How wrong he was. His heart shattered into little pieces when the doctor explained that lymphoma is a certain type of cancer which affects the lymphocytes. None of those terms registered in his mind after the doctor mentioned the word cancer. His wife cried uncontrollably. Little Natasha was just there wondering what the doctor could have said as to crash her parents like that. A surgery had to be done within two weeks because the cancer was spreading fast.
He says that how he got through those two weeks only God knows. A day prior to the hospital visit he had gone to Kitusuru to inspect some land he wanted to buy. He couldn’t have imagined the situation he found himself in at that moment. He couldn’t have imagined that he would need to raise 3.5 million for his daughter’s surgery within a period of two weeks. How things changed within those days left him a very frustrated and depressed man. He questioned everything. But he had to be firm because his whole family looked up to him for leadership and direction.
He fundraised twice but couldn’t even raise a million. He recalls how the last of the two fundraisers was attended by less than ten people. His best friends were there. None of the family members showed up. Then he decided to start selling his stuff. He had a conversation with his wife and they both agreed that there was no point in having those enterprises yet the daughter was dying each passing day. It is only by God’s grace that they managed to raise the money two days passed the required time. What followed was worse and hectic than the fundraising but they conquered it all in the end. They went to India for the surgery. When you stay in India for a while you are bound to learn a few Hindu words. And so they did. They stayed in there for three months not knowing how their other kids were doing back at home in the hands of the friends they left them with.

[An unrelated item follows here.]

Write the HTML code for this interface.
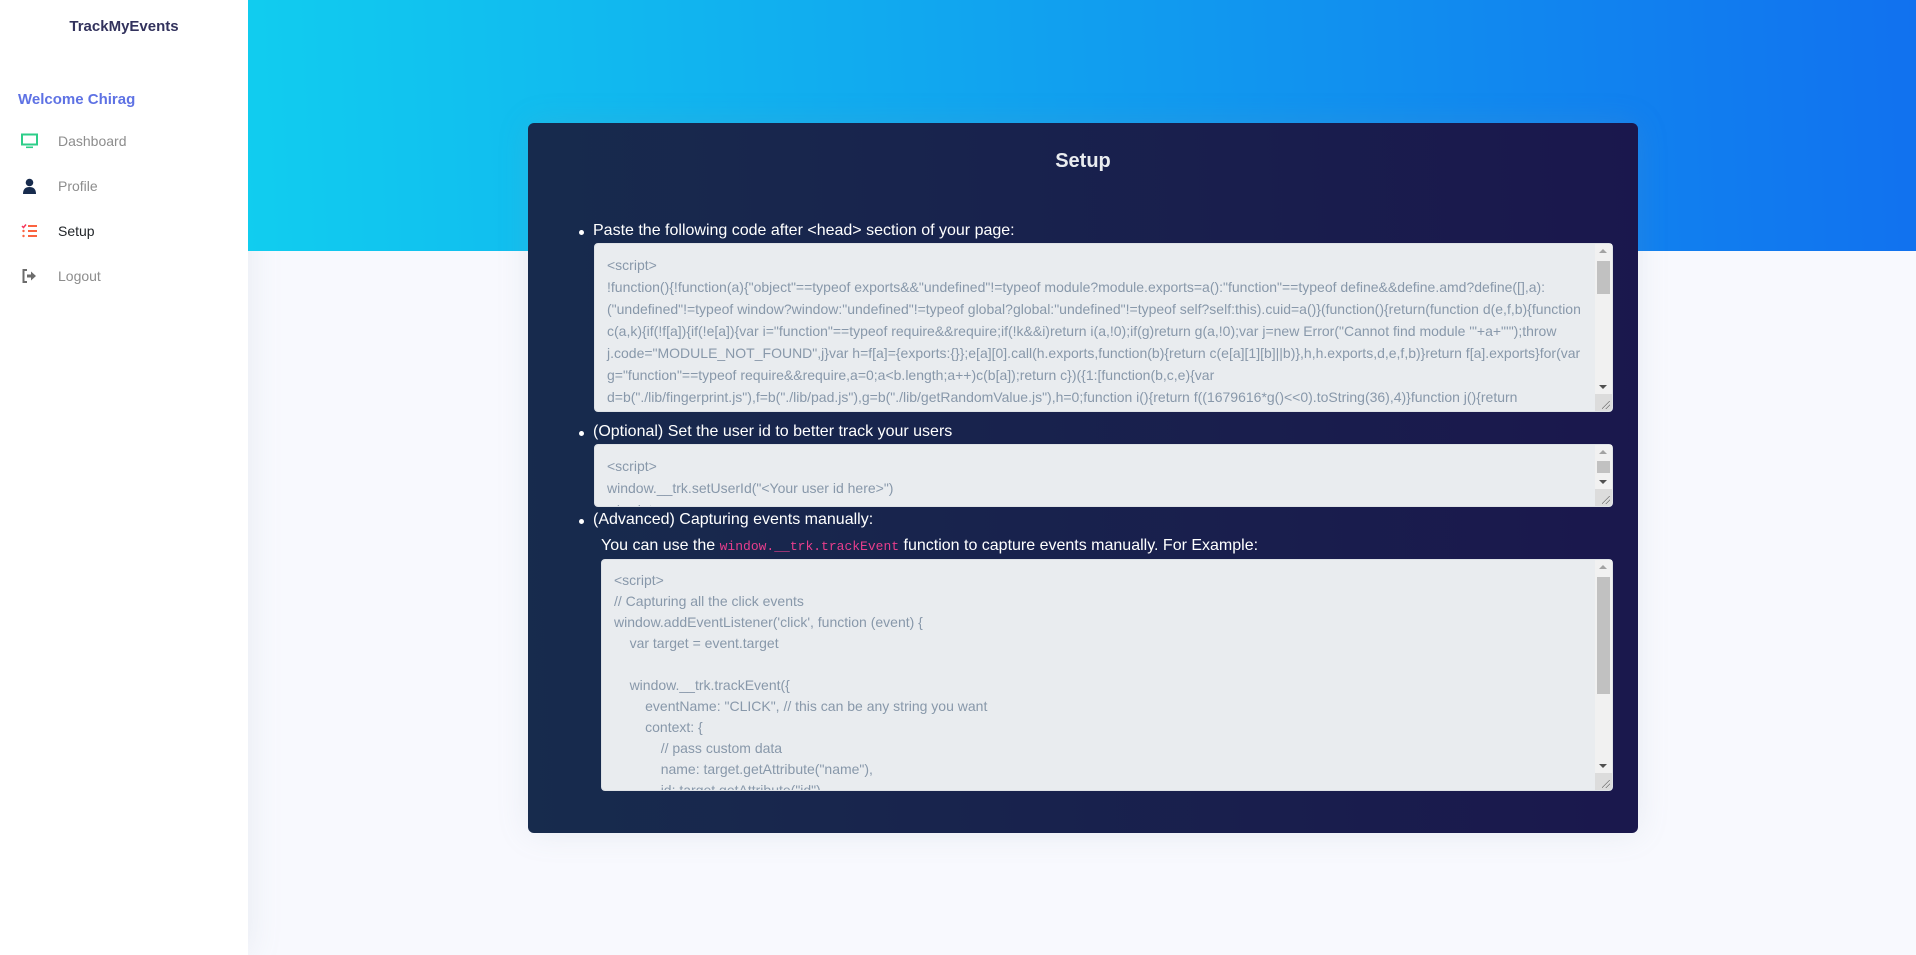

He started smoking and drinking during that period. At first, it was a way of letting out all the stress then it became frequent. His wife scolded him about it. Over time he stopped the alcohol. He is still trying to stop the smoking to date.
He tells me that Natasha is free of any form of cancer today and is one of the most studious students in her class. Their lives have however shifted so much since those days. They sold all the little remaining things they had in Rongai and moved to Westlands. They live in a smaller house compared to the one they had. They have somehow adjusted to a new life altogether. The wife is loving and supportive. They have fights occasionally but he says they are just little ones about coming home late or missing lunch and such stuff.
I sit still in silence. There’s no formula to responding to the things he just said. I doze off a little. I am woken up by the voice on Google Maps app telling me that “I have reached my destination”.
Once I load off my stuff I tell him that my knowledge of life is nothing compared to his but still urge him to stop being sad. The past is the past.
“God will make a masterpiece of you Geoffrey” I say, feeling like Jay Shetty or like some fat Japanese motivational speaker.
“Happy holidays” That’s all he can say.
“God makes masterpieces” I repeat to him. He reverses and speeds off with a faint smile. Probably onto the next customer. Or he’s probably headed home. Or not. I’ll never know.